BUT what could Congress do? Its treasury was empty; it had never been otherwise. It could vote money to pay the soldiers, and it did so; but it could not accomplish the payment. All it had was paper notes worth one-eighth of their face value, ostensibly due in six months; and unknown quantities of unreclaimed land in the West, which had been relinquished to the Union by the several States which had claimed them. Empty pockets and hungry stomachs could not be replenished by this means. But the army, having adopted its course, steadily adhered to it. Instead of ravaging the country and destroying the work which it had protected, it took what was offered and quietly retired. The officers accepted five years' full pay in promises in lieu of half pay for life; and established the Order of the Cincinnati, for the support of widows and orphans, and the preservation of the Union. The rank and file went home penniless, and many of them moved to the West, taking noble ideals with them. America was safe.

On the 19th of April, 1783, eight years after the battle of Lexington, peace was proclaimed in the States. Washington took the occasion to write a letter, intended for circulation throughout the country, North and South, which he termed his "legacy" to his countrymen, in which he eloquently and forcibly advocated union and fidelity to engagements. The effects produced by this document were beneficent and wide spread. Legislature after Legislature read it, and acted in accordance with its suggestions. In an address to the army, Washington gave them their meed of praise, and contemplating their dispersal over the new lands yet to be settled, adjured them to observe in their lives the principles which they had so nobly defended in the field. A secure Union, the suppression of State jealousies, more power in Congress, and the consequent creation of a permanent revenue, were the pressing needs of the time; apart from these, the country gave every promise of prosperity. Thousands of loyalists from all sections had moved to Nova Scotia, where the British Government granted them sums of money aggregating fifteen and a half million dollars. It might have been better to have gradually absorbed these persons into the population; but the immediate discomfort of their presence was too irksome; nor were they themselves willing to wait for the gradual healing of differences which time might have brought about. On the other hand, most of the prisoners of war who were Germans chose to remain in the country, and formed, with German emigrants, the nucleus of the vast German population which has proved itself so valuable in America.

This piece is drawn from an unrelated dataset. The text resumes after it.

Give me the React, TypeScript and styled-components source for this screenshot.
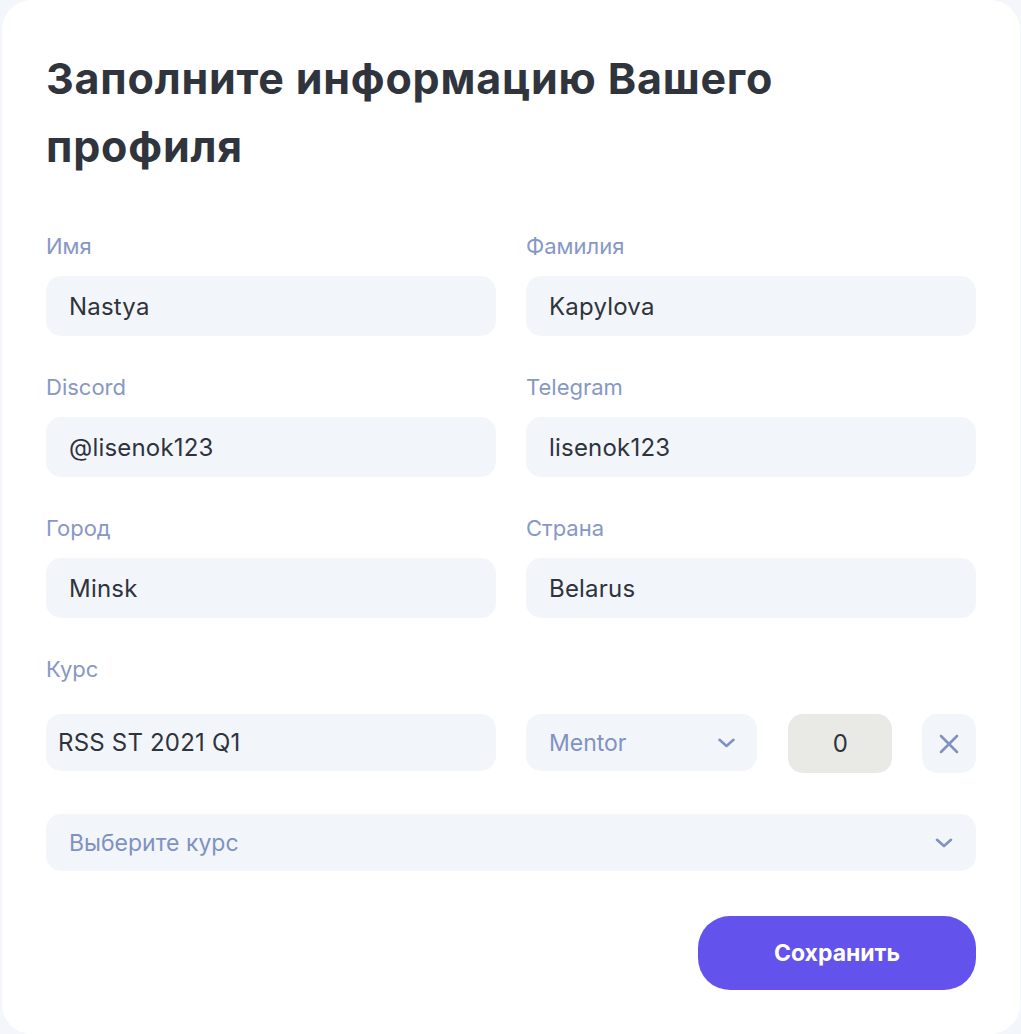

Savannah and Charleston had been evacuated; and all the British troops had been collected in New York. On the 25th of November, 1783, in chilly weather, the redcoats and the refugees embarked in boats and were put over to Staten and Long Islands, from which they were to take ship for England or Nova Scotia. On the morning of the same day, General Knox with some American troops from West Point entered the Bowery, and early in the afternoon occupied Fort George on the Battery. They were joined there by Washington and his suite. On the 4th of December Washington met his officers at an inn near the Battery to bid them farewell. The scene cannot be better described than in the words of the historian Bancroft:-- "The thoughts of the eight years which they bad passed together, their common distresses, their victories, and now their parting from the public service, came thronging to every mind. No relation of friendship is stronger or more tender than that between men who have shared together the perils of war in a noble and upright cause. The officers could attest that the courage which is the most perfect and the most rare, the courage which determines the man, without the least hesitation, to hold his life of less account than the success of the cause for which he contends, was the habit of Washington. Pledging them in a glass of wine, he thus addressed them: 'With a heart full of love and gratitude, I now take leave of you. May your latter days be as prosperous and happy as your former ones have been glorious. I shall be obliged to you if each of you will come and take me by the hand.' With tears on his cheeks he grasped the hand of Knox, who stood nearest, and embraced him. In the same manner he tool: leave of every officer. Followed by the company in silent procession, he passed through a corps of light infantry to the ferry at Whitehall. Entering his barge, he waved his hat to them; with the same silence they returned that last voiceless farewell, and the boat pushed across the Hudson. A father parting from his children could not excite more regret nor draw more tears."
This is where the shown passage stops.